***** SUPPLIED MATERIAL

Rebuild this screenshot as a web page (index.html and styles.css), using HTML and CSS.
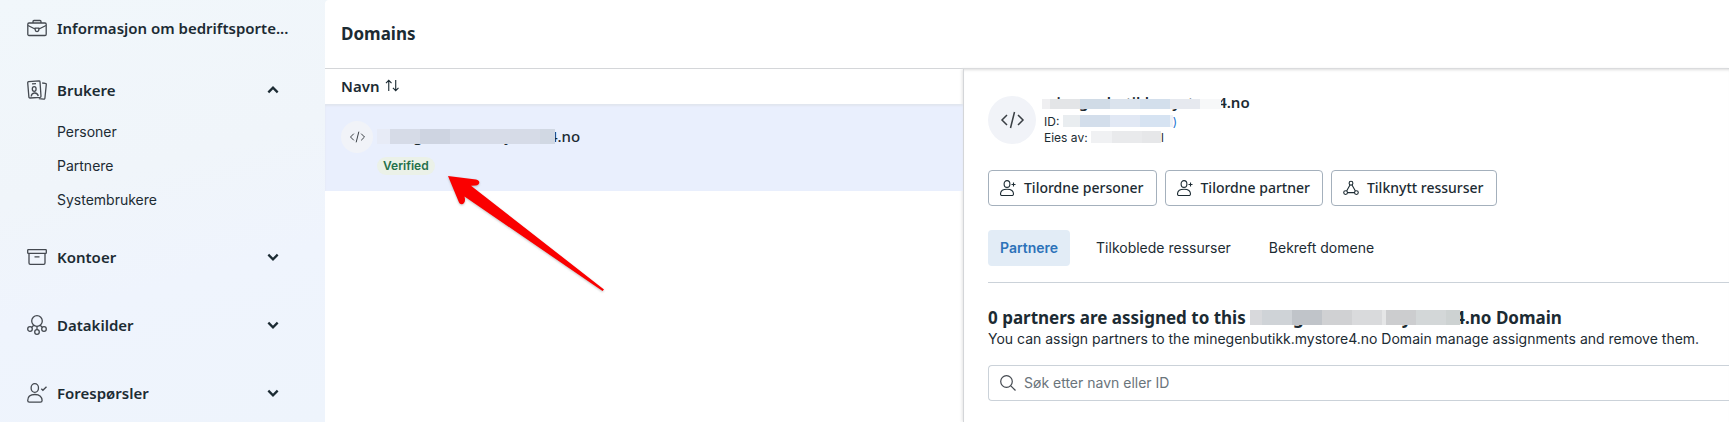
FILE: index.html
```html
<!DOCTYPE html>
<html lang="no">
<head>
    <meta charset="UTF-8">
    <meta name="viewport" content="width=device-width, initial-scale=1.0">
    <title>Domains</title>
    <link rel="stylesheet" href="styles.css">
</head>
<body>
    <nav class="sidebar">
        <a class="nav-item" href="#">
            <svg class="nav-icon" viewBox="0 0 20 20"><rect x=".8" y="5" width="18.400" height="12.500" rx="1.200"/><path d="M6 5V3.500a1 1 0 0 1 1-1h6a1 1 0 0 1 1 1V5M1 7.500 8 11M19 7.500 12 11M8.200 10.200h3.600v1.600a1.800 1.800 0 0 1-3.600 0z"/></svg>
            <span class="nav-label">Informasjon om bedriftsporte...</span>
        </a>
        <button class="nav-item" type="button" aria-expanded="true">
            <svg class="nav-icon" viewBox="0 0 20 20"><path d="M1.600 1.700 12 .8a1 1 0 0 1 1 .9l1 14.600a1 1 0 0 1-.9 1L3 18a1 1 0 0 1-1.100-.9L.7 2.700a1 1 0 0 1 .9-1zM15.200 3l3.200.4a1 1 0 0 1 .9 1.100l-1.400 13.800a1 1 0 0 1-1.100.9l-5-.6M5 3.900l4-.3M4.200 16.500c.2-2.300 1.200-3.300 3.200-3.500s3.400 1 3.900 3"/><ellipse cx="7.200" cy="9" rx="1.900" ry="2.400"/></svg>
            <span class="nav-label">Brukere</span>
            <svg class="chevron" viewBox="0 0 12 12"><path d="M2 8l4-4 4 4"/></svg>
        </button>
        <ul class="subnav">
            <li><a href="#">Personer</a></li>
            <li><a href="#">Partnere</a></li>
            <li><a href="#">Systembrukere</a></li>
        </ul>
        <button class="nav-item" type="button">
            <svg class="nav-icon" viewBox="0 0 20 20"><rect x=".7" y="2.700" width="18.600" height="3.600" rx=".6"/><path d="M2 6.300V16a1.300 1.300 0 0 0 1.300 1.300h13.400A1.300 1.300 0 0 0 18 16V6.300M7.500 9.800h5"/></svg>
            <span class="nav-label">Kontoer</span>
            <svg class="chevron" viewBox="0 0 12 12"><path d="M2 4l4 4 4-4"/></svg>
        </button>
        <button class="nav-item" type="button">
            <svg class="nav-icon" viewBox="0 0 20 20"><circle cx="10" cy="6" r="5.300"/><circle cx="3" cy="14" r="2.300"/><circle cx="17" cy="14" r="2.300"/><circle cx="10" cy="17" r="2.300"/><path d="M6.800 10.200 4.700 12.400M13.200 10.200l2.100 2.200M10 11.300v3.400"/></svg>
            <span class="nav-label">Datakilder</span>
            <svg class="chevron" viewBox="0 0 12 12"><path d="M2 4l4 4 4-4"/></svg>
        </button>
        <button class="nav-item" type="button">
            <svg class="nav-icon" viewBox="0 0 20 20"><ellipse cx="7.800" cy="5" rx="3.700" ry="4.300"/><path d="M.7 17.500c0-3.600 2.300-6 7.200-6s7.200 2.400 7.200 6c0 1.100-.6 1.700-1.700 1.700H2.400c-1.100 0-1.700-.6-1.700-1.700zM14.300 5.700l1.600 1.600 3.600-3.600"/></svg>
            <span class="nav-label">Forespørsler</span>
            <svg class="chevron" viewBox="0 0 12 12"><path d="M2 4l4 4 4-4"/></svg>
        </button>
    </nav>

    <main class="main">
        <header class="page-header">
            <h1>Domains</h1>
        </header>
        <div class="columns">
            <section class="list">
                <div class="list-header">
                    <span>Navn</span>
                    <svg class="sort-icon" viewBox="0 0 16 14"><path d="M4.500 13V1.500M1.500 4.500l3-3 3 3M12 1v11.500M9 9.500l3 3 3-3"/></svg>
                </div>
                <div class="list-row">
                    <span class="avatar avatar-small">
                        <svg viewBox="0 0 24 18"><path d="M6.500 4 1.500 9l5 5M17.500 4l5 5-5 5M14 1l-4 16"/></svg>
                    </span>
                    <div class="list-text">
                        <span class="domain-name">minegenbutikk.mystore4.no<span class="mosaic mosaic-list"></span></span>
                        <span class="badge">Verified</span>
                    </div>
                </div>
                <svg class="arrow" viewBox="0 0 158 118"><path d="M1 1 29 4.500C34 5.500 33 10.500 28.500 10.500L24 10.700 157 114.500 155.500 116 17.500 21.500 18 24C18.500 29.500 13.500 31 11.800 27z"/></svg>
            </section>

            <section class="detail">
                <div class="profile">
                    <span class="avatar">
                        <svg viewBox="0 0 24 18"><path d="M6.500 4 1.500 9l5 5M17.500 4l5 5-5 5M14 1l-4 16"/></svg>
                    </span>
                    <div class="profile-text">
                        <h2 class="profile-name">minegenbutikk.mystore4.no<span class="mosaic mosaic-name"></span></h2>
                        <p>ID: <span class="mosaic-inline mosaic-id"></span><a href="#">)</a></p>
                        <p>Eies av: <span class="mosaic-inline mosaic-owner"></span>l</p>
                    </div>
                </div>
                <div class="actions">
                    <button class="btn" type="button">
                        <svg viewBox="0 0 16 16"><ellipse cx="7" cy="4" rx="2.900" ry="3.400"/><path d="M.5 14c0-3 2-4.800 6.500-4.800s6.500 1.800 6.500 4.800c0 .9-.5 1.500-1.400 1.500H1.900C1 15.500.5 14.900.5 14zM13.500 2.500v4M11.500 4.500h4"/></svg>
                        Tilordne personer
                    </button>
                    <button class="btn" type="button">
                        <svg viewBox="0 0 16 16"><ellipse cx="7" cy="4" rx="2.900" ry="3.400"/><path d="M.5 14c0-3 2-4.800 6.500-4.800s6.500 1.800 6.500 4.800c0 .9-.5 1.500-1.400 1.500H1.900C1 15.500.5 14.900.5 14zM13.500 2.500v4M11.500 4.500h4"/></svg>
                        Tilordne partner
                    </button>
                    <button class="btn" type="button">
                        <svg viewBox="0 0 16 16"><circle cx="8" cy="3.200" r="1.900"/><circle cx="2.600" cy="12.600" r="1.900"/><circle cx="13.400" cy="12.600" r="1.900"/><path d="M7 4.900 3.600 10.900M9 4.900l3.400 6M4.500 12.600h7"/></svg>
                        Tilknytt ressurser
                    </button>
                </div>
                <div class="tabs" role="tablist">
                    <button class="tab active" type="button" role="tab" aria-selected="true">Partnere</button>
                    <button class="tab" type="button" role="tab">Tilkoblede ressurser</button>
                    <button class="tab" type="button" role="tab">Bekreft domene</button>
                </div>
                <h2 class="assigned">0 partners are assigned to this <span class="assigned-domain">minegenbutikk.mystore4<span class="mosaic mosaic-heading"></span></span>.no Domain</h2>
                <p class="description">You can assign partners to the minegenbutikk.mystore4.no Domain manage assignments and remove them.</p>
                <div class="search">
                    <svg viewBox="0 0 16 16"><circle cx="6.500" cy="6.500" r="5.800"/><path d="M10.800 10.800l4.700 4.700"/></svg>
                    <input type="text" placeholder="Søk etter navn eller ID" aria-label="Søk etter navn eller ID">
                </div>
            </section>
        </div>
    </main>
</body>
</html>
```
FILE: styles.css
```css
* {
    box-sizing: border-box;
}

body {
    margin: 0;
    min-height: 100vh;
    display: flex;
    overflow: hidden;
    font-family: Inter, sans-serif;
    font-size: 14px;
    line-height: 20px;
    color: #1c2b33;
    background: #f0f6fa;
}

h1, h2, p, ul {
    margin: 0;
    padding: 0;
}

button {
    font: inherit;
    color: inherit;
    background: none;
    border: none;
    cursor: pointer;
}

a {
    color: inherit;
    text-decoration: none;
}

svg {
    fill: none;
    stroke: currentColor;
    flex-shrink: 0;
}

/* Sidebar */
.sidebar {
    width: 325px;
    flex-shrink: 0;
    height: 100vh;
    overflow: hidden;
    padding: 6px 41px 0 27px;
    background: linear-gradient(165deg, #f1f7fb 0%, #f0f5fa 40%, #eff4fd 65%, #eef4fc 100%);
}

.nav-item {
    display: flex;
    align-items: center;
    gap: 10px;
    width: 100%;
    height: 44px;
    margin-bottom: 24px;
    padding: 0 4px 0 0;
    font-family: "Noto Sans", sans-serif;
    font-size: 15px;
    font-weight: 600;
    text-align: left;
}

a.nav-item {
    margin-bottom: 18px;
    padding: 0;
}

.nav-label {
    flex: 1;
    white-space: nowrap;
}

.nav-icon {
    width: 20px;
    height: 20px;
    stroke: #444950;
    stroke-width: 1.3;
}

.chevron {
    width: 14px;
    height: 14px;
    stroke-width: 2;
}

.subnav {
    list-style: none;
    margin: -21px 0 18px 30px;
}

.subnav a {
    display: block;
    padding: 7px 0;
}

/* Main area */
.main {
    flex: 1;
    min-width: 0;
    display: flex;
    flex-direction: column;
    background: #fff;
    border-top-left-radius: 4px;
}

.page-header {
    padding: 22px 16px;
    border-bottom: 1px solid #d4d6d9;
}

h1 {
    font-family: "Noto Sans", sans-serif;
    font-size: 17px;
    font-weight: 700;
    line-height: 24px;
}

.columns {
    flex: 1;
    display: flex;
}

.list {
    position: relative;
    flex: 0 0 638px;
}

.list-header {
    display: flex;
    align-items: center;
    gap: 5px;
    height: 35px;
    padding: 0 16px 2px;
    font-family: "Noto Sans", sans-serif;
    font-weight: 600;
    font-size: 15px;
}

.sort-icon {
    width: 16px;
    height: 13px;
    stroke-width: 1.2;
}

.list-row {
    display: flex;
    gap: 4px;
    padding: 17px 16px 16px;
    background: #e9effd;
    box-shadow: inset 0 2px 2px #e1e5ef;
}

.list-text {
    display: flex;
    flex-direction: column;
    align-items: flex-start;
    gap: 11px;
    padding: 5px 0 0;
}

.domain-name {
    position: relative;
    font-family: "Noto Sans", sans-serif;
    font-size: 15px;
    font-weight: 500;
}

.badge {
    padding: 0 6px;
    border-radius: 9px;
    background: #ebf1e8;
    color: #24704b;
    font-size: 12px;
    font-weight: 600;
    line-height: 18px;
}

.avatar {
    display: flex;
    align-items: center;
    justify-content: center;
    width: 48px;
    height: 48px;
    border-radius: 50%;
    background: #f1f3f8;
    color: #3a3f44;
}

.avatar svg {
    width: 25px;
    height: 18px;
    stroke-width: 1.5;
}

.avatar-small {
    width: 32px;
    height: 32px;
}

.avatar-small svg {
    width: 17px;
    height: 12px;
}

/* Blurred-out pieces of names */
.mosaic {
    position: absolute;
    left: 0;
    top: 5px;
}

.mosaic-list {
    top: 3px;
    width: 178px;
    height: 15px;
    background: linear-gradient(90deg, #e7ebf6 13px, #d6dbe7 13px 43px, #ced4e1 43px 73px, #d5dbe8 73px 103px, #d7dce8 103px 133px, #d6dbe7 133px 163px, #d1d8e3 163px);
}

.mosaic-name {
    width: 179px;
    height: 10px;
    background: linear-gradient(90deg, #efeff1 8px, #e3e5e7 8px 38px, #d0dbe6 38px 68px, #dbe3ed 68px 98px, #d3dfec 98px 128px, #e6e9ef 128px 158px, #f7f8f9 158px);
}

.mosaic-heading {
    top: 4px;
    right: 5px;
    height: 15px;
    background: linear-gradient(90deg, #d8d9dc 12px, #cfd3d7 12px 42px, #c0c4c9 42px 72px, #d0d1d3 72px 102px, #d9dadc 102px 132px, #e5e6e7 132px 136px, #cccdcf 136px 166px, #d3d7d8 166px 196px, #cdd2d2 196px);
}

.mosaic-inline {
    display: inline-block;
    height: 12px;
    vertical-align: -1px;
}

.mosaic-id {
    width: 110px;
    background: linear-gradient(90deg, #e9edf0 17px, #d3deeb 17px 47px, #e1e8f4 47px 77px, #d6e3f2 77px 107px, #edf2f8 107px);
}

.mosaic-owner {
    width: 70px;
    background: linear-gradient(90deg, #f0f1f3 21px, #e9eaec 21px 51px, #e6e7e9 51px);
}

.arrow {
    position: absolute;
    left: 122px;
    top: 106px;
    width: 158px;
    height: 118px;
    fill: #fa0000;
    stroke: none;
    filter: drop-shadow(0 1px 1px #8888);
}

/* Detail panel */
.detail {
    flex: 1;
    min-width: 0;
    padding: 27px 0 0 24px;
    border-left: 1px solid #d4d6d9;
    box-shadow: inset 0 3px 3px -2px #ddd, -1px 0 3px #e4e4e4;
}

.profile {
    display: flex;
    gap: 8px;
    height: 48px;
}

.profile-text {
    margin-top: -2px;
}

.profile-name {
    position: relative;
    margin: 0 0 4px -2px;
    font-family: "Noto Sans", sans-serif;
    font-size: 15px;
    font-weight: 600;
    line-height: 16px;
}

.profile p {
    font-size: 12px;
    line-height: 16px;
}

.profile a {
    color: #2374cf;
}

.actions {
    display: flex;
    gap: 8px;
    margin-top: 26px;
}

.btn {
    display: flex;
    align-items: center;
    gap: 8px;
    height: 36px;
    padding: 0 12px 0 11px;
    border: 1px solid #a4b0bc;
    border-radius: 4px;
    font-family: "Noto Sans", sans-serif;
    font-weight: 500;
}

.btn svg {
    width: 16px;
    height: 16px;
    stroke-width: 1.1;
}

.tabs {
    display: flex;
    gap: 14px;
    margin-top: 24px;
    padding-bottom: 16px;
    border-bottom: 1px solid #cbd2d9;
}

.tab {
    height: 36px;
    padding: 0 12px;
    border-radius: 4px;
}

.tab.active {
    background: #e2ecf6;
    color: #2c72b9;
    font-weight: 600;
}

.assigned {
    margin-top: 24px;
    font-family: "Noto Sans", sans-serif;
    font-size: 17px;
    font-weight: 700;
    line-height: 22px;
    white-space: nowrap;
}

.assigned-domain {
    position: relative;
}

.description {
    white-space: nowrap;
}

.search {
    display: flex;
    align-items: center;
    gap: 8px;
    height: 36px;
    margin-top: 16px;
    padding-left: 11px;
    border: 1px solid #cbd2d9;
    border-right: none;
    border-radius: 4px 0 0 4px;
}

.search svg {
    width: 16px;
    height: 16px;
    color: #444950;
    stroke-width: 1.2;
}

.search input {
    flex: 1;
    padding: 0;
    border: none;
    outline: none;
    font: inherit;
    background: none;
}

.search input::placeholder {
    color: #6a747b;
}
```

**********

Return all the lines that contain the string "this".

Rebuild this screenshot as a web page (index.html and styles.css), using HTML and CSS.
                <h2 class="assigned">0 partners are assigned to this <span class="assigned-domain">minegenbutikk.mystore4<span class="mosaic mosaic-heading"></span></span>.no Domain</h2>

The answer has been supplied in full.